Quinn Perrott continued, “Back to RTS 27 and 28 reports, after a review ESMA and the FCA acknowledged that there was a distinct lack of utility in the reports for investors, most likely driven by there being little, if any, meaningful comparisons or conclusions that could be drawn from the reports.  This aligned with TRAction’s experience from its work collating and preparing these reports for some of our clients.

“Preparing RTS 27 and RTS 28 reports was particularly difficult for CFD firms.  ESMA had previously released guidance on RTS 27 which likened CFD providers’ platforms and services to that of Trading Venues.

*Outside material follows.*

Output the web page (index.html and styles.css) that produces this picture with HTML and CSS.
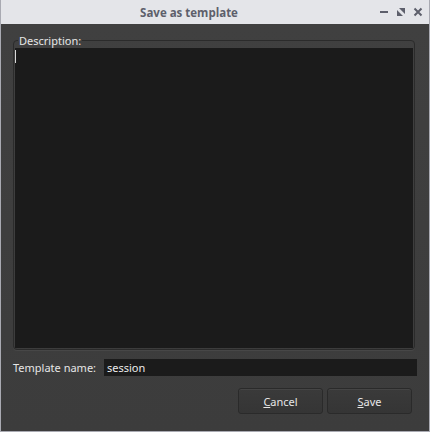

As a result, CFD providers were expected to collect, collate and report on information which they didn’t have access to and from a perspective which they didn’t operate in.

“The absence of clarity and subsequent incongruity in the formatting and structure of RTS 27 and RTS 28 reports also didn’t help. For example, the regulations specified that the reports are to be submitted in a ‘machine readable’ format. As computers can read various file formats such as CSV, .xls or PDF, firms were reporting in a variety formats. This makes it problematic for investors to interpret and develop reliable comparisons on many components of the reports.”